Zsolt Frei is Professor of Astrophysics at Eötvös University, Budapest. He received his MSc equivalent diploma in Physics from Eötvös (1989), and his PhD in Astrophysical Sciences from Princeton University, in 1994. He had a visiting position at Max Planck Institute for Astrophysics, Garching, Germany (1995), and a postdoc at the University of Pennsylvania (1996-98), and also spent significant time at UT and at Fermilab before returning to a tenured position at Eötvös.

 

At Eötvös he established the Astrophysics teaching program, published the first Hungarian language book on Cosmology (with co-author András Patkós), and started to work with PhD students so successful, that the first of them, Bence Kocsis won a Harvard University predoctoral fellowship after only two years of work. His research interests include automatic morphological classification of galaxies for large sky surveys, merger tree codes to simulate structure formation of the early universe, LIGO data analysis, and astrophysical studies of gravity-wave counterparts both for LIGO and the proposed LISA.

 

 

Zoltán Haiman

 

Zoltan Haiman, a theoretical cosmologist, is Associate Professor of Astronomy at Columbia University in New York. He has been a leader in  studies of the formation of the first structures in the universe, and has published more than 100 peer-reviewed papers on this subject. Haiman is the recipient of several research grants from the US National Science Foundation (NSF) and from the National Space and Aeronautics Administration (NASA), which, over the past 10 years, total $2.6 million.  In 2010, he was the recepient of the Blavatnik Award for Young Scientists by the New York Academy of Sciences.

 

Haiman has broad research interests in theoretical astrophysics. He has clarified the dominant role of molecular hydrogen in forming the first stars and black holes. He has spearheaded the interpretation of many recent significant Astronomical observations involving the most distant galaxies and quasars in the universe.

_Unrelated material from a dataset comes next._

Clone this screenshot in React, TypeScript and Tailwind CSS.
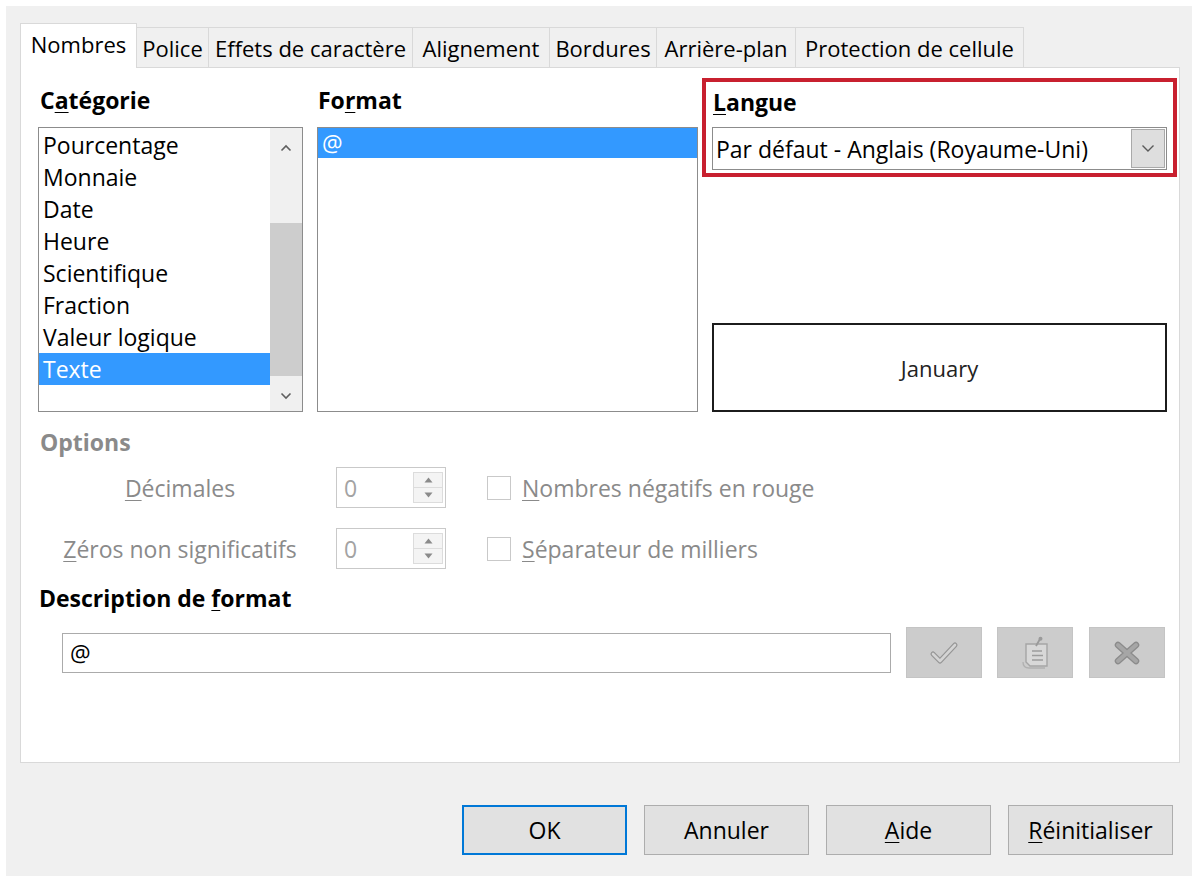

He has recently been working on novel ways to understand the nature of the acceleration of the universe by the so-called dark energy, using a method called weak gravitational lensing.  He worked with Hungarian students Zoltan Lippai to study the early history of black hole growth and mergers in

the Universe, and with Bence Kocsis to study the electromagnetic signatures of super-massive black hole mergers, which could be detected by future gravity wave experiments. He continues to work on this subject. With Kocsis and Frei, he also proposed a novel probe of finding shocks around the edges of galaxy clusters, an important yet poorly tested part of our modern cosmic structure formation paradigm. These collaborations have so far resulted in three master's diplomas at ELTE.

 

 

István Szapudi

 

István Szapudi is professor of Astrophysics at IfA, Hawaii. He is a member of the Sloan Digital Sky Survey (SDSS), member of Pan-STARRS, and also member of other surveys, such as Deep2, 2dF-SDSS LRG/QSO group, and have strong ties with the Planck experiment. His work and analysis techniques contributed significantly to the first direct detection of the Dark Energy via the Integrated Sachs Wolfe effect, the first detection of baryonic oscillations, and to the measurements of cosmological parameters.

 

IfA is producing a large fraction of astronomical data today, and in the near future, with the emergence of Pan-STARRS, it will produce an overwhelming fraction of the total of astronomical data in the world. He has an unusually strong background in computer science, statistics, and mathematics, which, blended with the more traditional concepts of theoretical astronomy, are crucial for finding the needed interdisciplinary solutions to the pressing data problems. His broad research goals include: to create novel (statistical) analysis tools which can handle the data avalanche of the 21st century, to apply such tools to data observed at IfA, and to data available publicly, and thereby constrain cosmological theories and the origin of the universe, to develop the cosmological theories of origin, and to solve the greatest mystery of 21st century physics: Dark Matter and Dark Energy.

 

 

 

Members

ei-csabai.jpgIstván Csabai

 

István Csabai is Professor of Physics at the Department of Physics of Complex Systems, Eötvös University, Budapest. He received his PhD at Eötvös University. He had spent several years at the Johns Hopkins University, Baltimore, working on the design of the science archive of the Sloan Digital Sky

Survey, the world's biggest astronomical survey.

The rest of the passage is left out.